Friday, June 22, 2012

WHOOO!

Wow. What a week! I was the head teacher this week for preschool VBS. It was some serious stuff. I had an average of 14 preschoolers every day this week thursday we had 16. When I say preschool I mean 3-5 yr olds. :) That is a huge age difference but it was fun. I realized it can be difficult to get and maintain their attention especially for a couple of them. I am exhausted, I came home yesterday and took a 3 hour nap and it was glorious. I also had my own baby boy in my class and that made it difficult because he didn't really want me to teach the other kids because I am "HIS MAMA". I do believe that kids are walking germs because I haven't been sick in over a year and today, I can't even breathe out of my nose and Im sneezing like crazy!
 
BEWARE MAY BE TMI!  Today was also a first for me because one of my preschoolers had "an accident". One little one came out of the bath room and said, "I had a bad poop and I left a mark on the toilet". I was thinking oh it was a streak I can just flush it and it will go down. I opened the door and it was like..... On dumb and dumberer when Bob Sagget opened the door to the bathroom and Loyd had put melted chocolate all over the walls and toilet and windows. Except there was actual poop EVERYWHERE!!!! I don't know how a little person like that could get it all over the place like she did but OMGSH! I ran out of the room trying to find gloves and clorox and anything else.

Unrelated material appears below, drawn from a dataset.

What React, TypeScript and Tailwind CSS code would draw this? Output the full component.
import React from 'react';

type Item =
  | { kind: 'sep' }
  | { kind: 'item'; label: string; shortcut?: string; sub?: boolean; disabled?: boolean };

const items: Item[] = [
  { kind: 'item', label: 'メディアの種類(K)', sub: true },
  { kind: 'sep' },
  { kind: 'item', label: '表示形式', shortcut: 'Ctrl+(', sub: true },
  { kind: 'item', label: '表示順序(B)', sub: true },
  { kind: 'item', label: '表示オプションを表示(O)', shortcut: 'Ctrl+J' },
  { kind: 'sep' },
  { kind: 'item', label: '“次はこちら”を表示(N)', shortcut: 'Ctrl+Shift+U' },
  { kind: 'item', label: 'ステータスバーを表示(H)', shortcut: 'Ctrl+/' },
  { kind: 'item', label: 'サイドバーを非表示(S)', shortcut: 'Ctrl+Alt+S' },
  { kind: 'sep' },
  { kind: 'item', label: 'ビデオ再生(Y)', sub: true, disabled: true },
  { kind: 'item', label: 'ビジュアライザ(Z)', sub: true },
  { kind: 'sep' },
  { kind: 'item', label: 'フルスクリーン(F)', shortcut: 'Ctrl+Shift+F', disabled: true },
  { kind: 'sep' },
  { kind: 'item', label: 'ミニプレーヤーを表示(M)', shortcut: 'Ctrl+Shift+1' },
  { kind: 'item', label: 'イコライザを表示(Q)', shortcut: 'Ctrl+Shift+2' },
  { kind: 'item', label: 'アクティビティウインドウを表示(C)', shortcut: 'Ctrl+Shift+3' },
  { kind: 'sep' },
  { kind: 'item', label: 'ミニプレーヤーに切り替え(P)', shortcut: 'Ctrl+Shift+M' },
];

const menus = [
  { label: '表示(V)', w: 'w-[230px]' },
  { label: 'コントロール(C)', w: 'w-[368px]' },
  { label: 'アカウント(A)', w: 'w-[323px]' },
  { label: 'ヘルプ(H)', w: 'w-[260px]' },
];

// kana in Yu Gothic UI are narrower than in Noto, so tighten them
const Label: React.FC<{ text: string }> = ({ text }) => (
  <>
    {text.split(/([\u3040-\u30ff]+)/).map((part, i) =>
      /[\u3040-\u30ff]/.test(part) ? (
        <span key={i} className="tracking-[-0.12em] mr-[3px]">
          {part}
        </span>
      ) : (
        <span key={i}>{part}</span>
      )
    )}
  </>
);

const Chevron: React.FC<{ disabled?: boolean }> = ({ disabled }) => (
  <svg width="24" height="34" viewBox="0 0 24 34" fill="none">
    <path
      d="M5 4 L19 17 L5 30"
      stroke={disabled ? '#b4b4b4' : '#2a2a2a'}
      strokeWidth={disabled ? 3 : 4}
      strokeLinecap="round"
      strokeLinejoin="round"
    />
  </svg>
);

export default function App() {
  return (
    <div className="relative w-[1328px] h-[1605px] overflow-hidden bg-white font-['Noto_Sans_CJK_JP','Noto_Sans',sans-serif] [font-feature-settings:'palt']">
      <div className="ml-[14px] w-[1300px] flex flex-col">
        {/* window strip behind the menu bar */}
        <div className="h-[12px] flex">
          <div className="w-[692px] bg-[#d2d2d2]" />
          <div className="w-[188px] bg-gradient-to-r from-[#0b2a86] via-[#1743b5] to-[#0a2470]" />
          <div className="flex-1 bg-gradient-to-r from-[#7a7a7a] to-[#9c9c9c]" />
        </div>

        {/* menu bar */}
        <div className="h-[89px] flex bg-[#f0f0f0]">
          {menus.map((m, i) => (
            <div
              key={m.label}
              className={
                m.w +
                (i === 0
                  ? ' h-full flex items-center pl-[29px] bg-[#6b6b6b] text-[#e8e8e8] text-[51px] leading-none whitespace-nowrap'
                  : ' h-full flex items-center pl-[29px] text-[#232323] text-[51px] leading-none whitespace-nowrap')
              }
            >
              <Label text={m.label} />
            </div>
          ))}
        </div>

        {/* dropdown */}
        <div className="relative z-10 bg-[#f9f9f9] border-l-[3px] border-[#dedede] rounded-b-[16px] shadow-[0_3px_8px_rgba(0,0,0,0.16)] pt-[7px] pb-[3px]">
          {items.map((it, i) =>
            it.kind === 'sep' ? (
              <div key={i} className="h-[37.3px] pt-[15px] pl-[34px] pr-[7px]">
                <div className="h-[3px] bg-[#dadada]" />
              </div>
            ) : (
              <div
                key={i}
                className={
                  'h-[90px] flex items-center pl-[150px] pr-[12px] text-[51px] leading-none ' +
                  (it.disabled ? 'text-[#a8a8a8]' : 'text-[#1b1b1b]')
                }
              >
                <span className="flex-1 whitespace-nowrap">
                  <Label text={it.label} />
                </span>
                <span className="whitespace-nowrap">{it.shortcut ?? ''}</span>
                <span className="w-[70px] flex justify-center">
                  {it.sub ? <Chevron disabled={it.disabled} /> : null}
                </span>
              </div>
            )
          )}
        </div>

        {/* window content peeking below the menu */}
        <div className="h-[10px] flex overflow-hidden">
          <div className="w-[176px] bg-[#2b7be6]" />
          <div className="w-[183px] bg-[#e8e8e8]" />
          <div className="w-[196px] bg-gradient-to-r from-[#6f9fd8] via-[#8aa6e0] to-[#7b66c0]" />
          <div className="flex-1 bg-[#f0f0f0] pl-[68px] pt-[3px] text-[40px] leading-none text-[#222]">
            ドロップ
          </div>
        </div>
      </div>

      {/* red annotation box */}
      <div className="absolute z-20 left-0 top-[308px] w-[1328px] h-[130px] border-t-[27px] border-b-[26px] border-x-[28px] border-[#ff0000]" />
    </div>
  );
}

Anyway, I have also come to realize that house hunting is not for the faint. :) It takes time and commitment and some serious driving. We found the perfect house but we are having to JUMP literally JUMP through hoops to get it and it just doesn't feel like the Lord wants us at this place. I feel like He would make it happen and we wouldn't be struggling and trying to get loans that aren't working out.  BUT, I feel like He is looking at us saying "HEY, I already gave you a house,  I offered you a house and why are you trying to find another one". When I say he has already offered us one it is because we had a friend offer us a house for free and we just pay utilities. It is her mother's home and her mother is in a assisted living facility. We just wanted OUR house. One that we will OWN!! But the Lord will provide and He will provide what we NEED and maybe not what we exactly want.

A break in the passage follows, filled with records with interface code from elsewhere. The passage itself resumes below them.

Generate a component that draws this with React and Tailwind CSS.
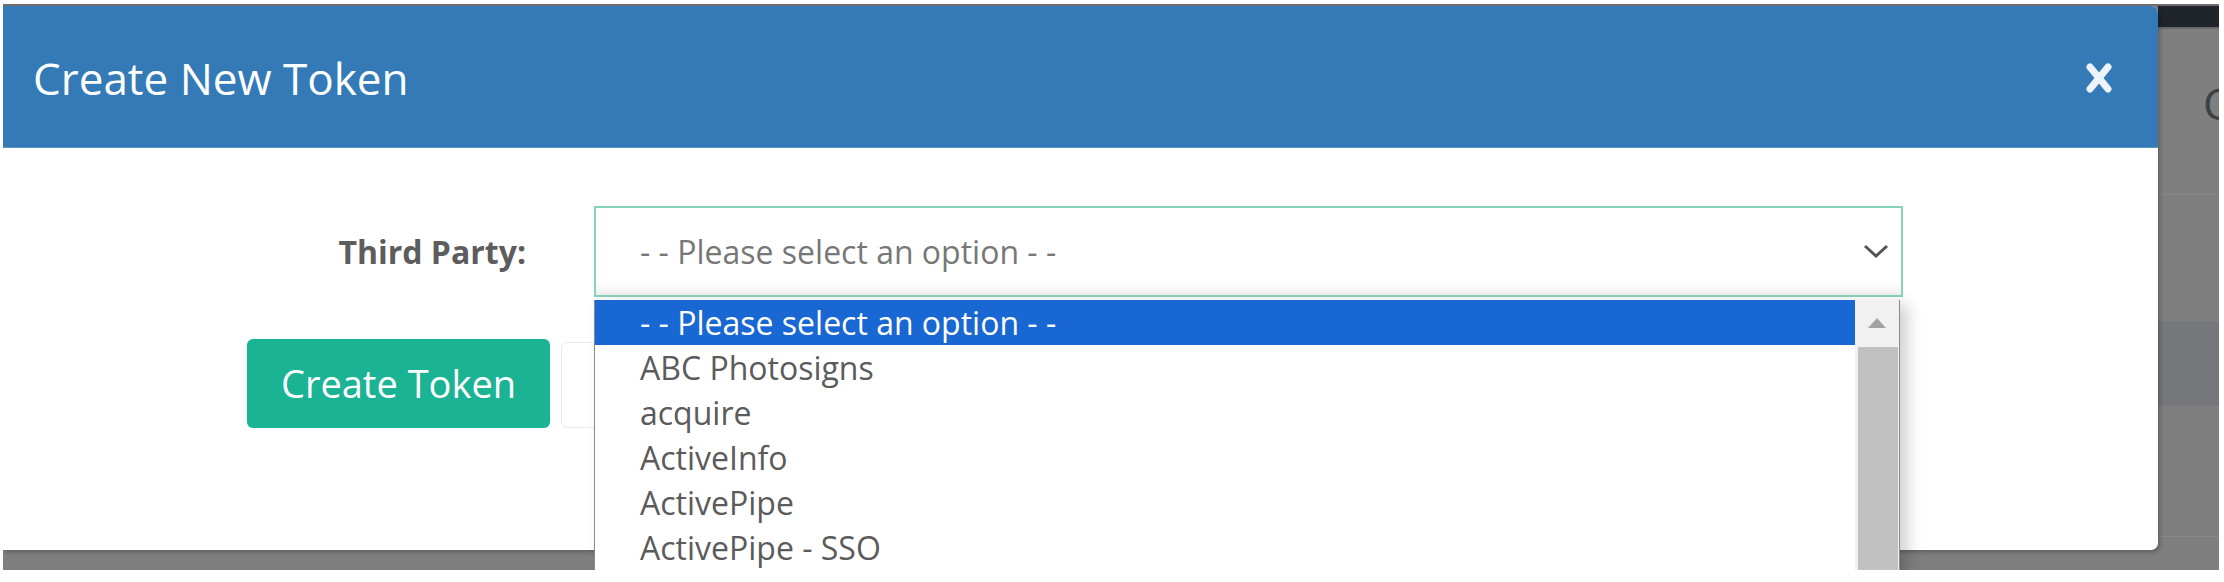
const OPTIONS = [
  '- - Please select an option - -',
  'ABC Photosigns',
  'acquire',
  'ActiveInfo',
  'ActivePipe',
  'ActivePipe - SSO',
]

// --- Native-looking dropdown list (open state) ---
const OptionList = () => (
  <div className="absolute left-[591px] top-[152px] z-10 flex h-[290px] w-[1306px] border-l border-r border-[#8a8a8a] bg-white shadow-[8px_4px_14px_rgba(0,0,0,0.18)]">
    <div className="flex-1">
      {OPTIONS.map((opt, i) => (
        <div
          key={opt}
          className={`h-[45px] pl-[45px] text-[32px] leading-[45px] ${
            i === 0 ? 'bg-[#1967d2] text-white' : 'text-[#5b5b5b]'
          }`}
        >
          {opt}
        </div>
      ))}
    </div>
    {/* Scrollbar */}
    <div className="flex w-[44px] flex-col bg-[#f1f1f1]">
      <div className="flex h-[45px] items-center justify-center">
        <svg width="18" height="10" viewBox="0 0 18 10">
          <polygon points="0,10 9,0 18,10" fill="#a3a3a3" />
        </svg>
      </div>
      <div className="ml-[3px] mr-[1px] mt-[2px] flex-1 bg-[#c1c1c1]" />
    </div>
  </div>
)

export default function App() {
  return (
    <div className="h-[582px] w-[2224px] bg-white font-['Open_Sans',sans-serif]">
      <div className="relative ml-[3px] mt-[4px] flex h-[566px] w-[2216px] overflow-hidden border-t-2 border-[#6e6e6e] bg-[#7f7f7f]">
        {/* Modal */}
        <div className="relative flex h-[544px] w-[2155px] shrink-0 flex-col rounded-br-[7px] rounded-tr-[7px] bg-white shadow-[2px_2px_4px_rgba(0,0,0,0.25)]">
          <div className="flex h-[142px] items-center justify-between rounded-tr-[7px] border-b border-[#5b93c4] bg-[#337ab7] pl-[30px] pr-[46px] pt-[2px]">
            <h4 className="text-[44px] font-normal text-white">Create New Token</h4>
            <svg width="26" height="30" viewBox="0 0 26 30">
              <g stroke="#eef3f9" strokeWidth="7" strokeLinecap="round">
                <line x1="4" y1="4" x2="22" y2="26" />
                <line x1="22" y1="4" x2="4" y2="26" />
              </g>
            </svg>
          </div>

          <div className="relative flex-1">
            {/* Form row */}
            <div className="mt-[58px] flex h-[91px] items-center">
              <label className="w-[523px] text-right text-[32px] font-bold text-[#5d5d5d]">
                Third Party:
              </label>
              <div className="ml-[68px] flex h-[91px] w-[1309px] items-center justify-between border-2 border-[#86d3bd] bg-white pl-[44px] pr-[12px] shadow-[inset_0_-14px_12px_-10px_rgba(0,0,0,0.09)]">
                <span className="text-[32px] text-[#777]">- - Please select an option - -</span>
                <svg width="26" height="15" viewBox="0 0 26 15">
                  <polyline points="2,2 13,12 24,2" fill="none" stroke="#555" strokeWidth="3" />
                </svg>
              </div>
            </div>

            {/* Buttons */}
            <div className="ml-[244px] mt-[42px] flex gap-[11px]">
              <button className="h-[89px] w-[303px] rounded-[6px] bg-[#1ab394] text-[38px] text-white">
                Create Token
              </button>
              <button className="mt-[3px] h-[86px] w-[220px] rounded-[6px] border border-[#e7eaec] bg-white" />
            </div>

            <OptionList />
          </div>
        </div>

        {/* Page behind backdrop */}
        <div className="flex min-w-0 flex-1 flex-col">
          <div className="h-[23px] border-b-2 border-[#6a6a6a] bg-[#20242b]" />
          <div className="h-[165px] overflow-hidden pl-[45px] pt-[52px] text-[44px] leading-none text-[#3e4046]">
            C
          </div>
          <div className="h-[127px] border-t border-[#878787]" />
          <div className="h-[84px] border-t border-[#7a7b7e] bg-[#76777a]" />
          <div className="h-[131px] border-t border-[#7a7b7e]" />
          <div className="flex-1 border-t border-[#888]" />
        </div>
      </div>
    </div>
  )
}
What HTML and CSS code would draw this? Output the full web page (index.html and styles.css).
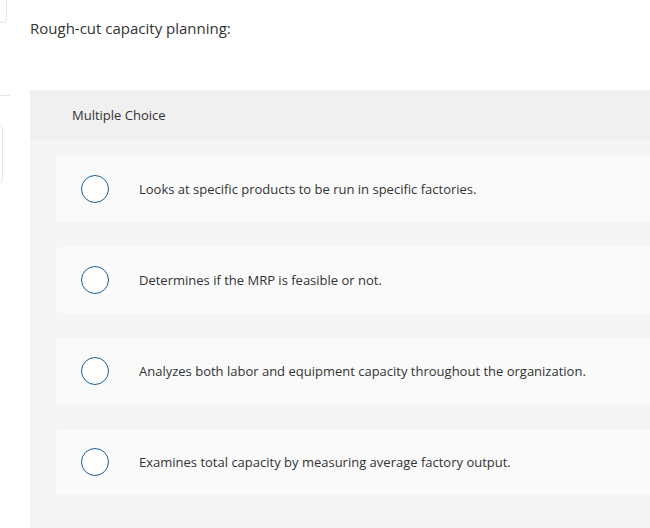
FILE: index.html
```html
<!DOCTYPE html>
<html>
<head>
<meta charset="utf-8">
<link rel="stylesheet" href="styles.css">
</head>
<body>
<div class="edge edge-top"></div>
<div class="edge-line"></div>
<div class="edge edge-mid"></div>
<div class="page">
  <p class="question">Rough-cut capacity planning:</p>
  <section class="panel">
    <header class="panel-head">Multiple Choice</header>
    <div class="options">
      <label class="option"><span class="radio"></span><span class="text">Looks at specific products to be run in specific factories.</span></label>
      <label class="option"><span class="radio"></span><span class="text">Determines if the MRP is feasible or not.</span></label>
      <label class="option"><span class="radio"></span><span class="text">Analyzes both labor and equipment capacity throughout the organization.</span></label>
      <label class="option"><span class="radio"></span><span class="text">Examines total capacity by measuring average factory output.</span></label>
    </div>
  </section>
</div>
</body>
</html>
```
FILE: styles.css
```css
html, body {
  margin: 0;
  padding: 0;
  background: #fff;
  overflow: hidden;
}
body {
  font-family: "Open Sans", "Liberation Sans", sans-serif;
  color: #333;
  width: 650px;
  height: 528px;
  position: relative;
}
.edge {
  position: absolute;
  left: -10px;
  border: 1px solid #e6e6e6;
  border-radius: 4px;
}
.edge-top {
  top: -10px;
  width: 15px;
  height: 31px;
}
.edge-line {
  position: absolute;
  left: 0;
  top: 95px;
  width: 10px;
  height: 1px;
  background: #e6e6e6;
}
.edge-mid {
  top: 124px;
  width: 11px;
  height: 57px;
}
.page {
  padding: 0 0 0 30px;
}
.question {
  margin: 0;
  padding-top: 18px;
  font-size: 15px;
  line-height: 20px;
  height: 72px;
}
.panel {
  background: #f5f5f5;
  width: 640px;
  min-height: 460px;
}
.panel-head {
  background: #f0f0f0;
  height: 50px;
  display: flex;
  align-items: center;
  padding-left: 42px;
  font-size: 13px;
}
.options {
  display: flex;
  flex-direction: column;
  gap: 25px;
  padding: 16px 0 0 26px;
}
.option {
  display: flex;
  align-items: center;
  height: 66px;
  background: #fafafa;
  border-radius: 4px 0 0 4px;
  padding-left: 25px;
  font-size: 13px;
}
.radio {
  box-sizing: border-box;
  width: 28px;
  height: 28px;
  border: 1.5px solid #1d5c9c;
  border-radius: 50%;
  background: #fff;
  flex: none;
}
.text {
  margin-left: 30px;
}
```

It is just taking me a while to understand and accept this fact. I want what I want, I want God to give me what I want not what I need, I guess it is because I feel like I NEED what I want. It is just hard to wrap my brain around and not be so selfish. I realize I am a selfish person and need to just accept what God gives me and be content and happy with it, because everything is a blessing from Him.

Keep us and the kids in your prayers next week as we host youth camp for the last time and as we try to find our home and get adjusted to moving away from our family and friends for a wonderful ministry.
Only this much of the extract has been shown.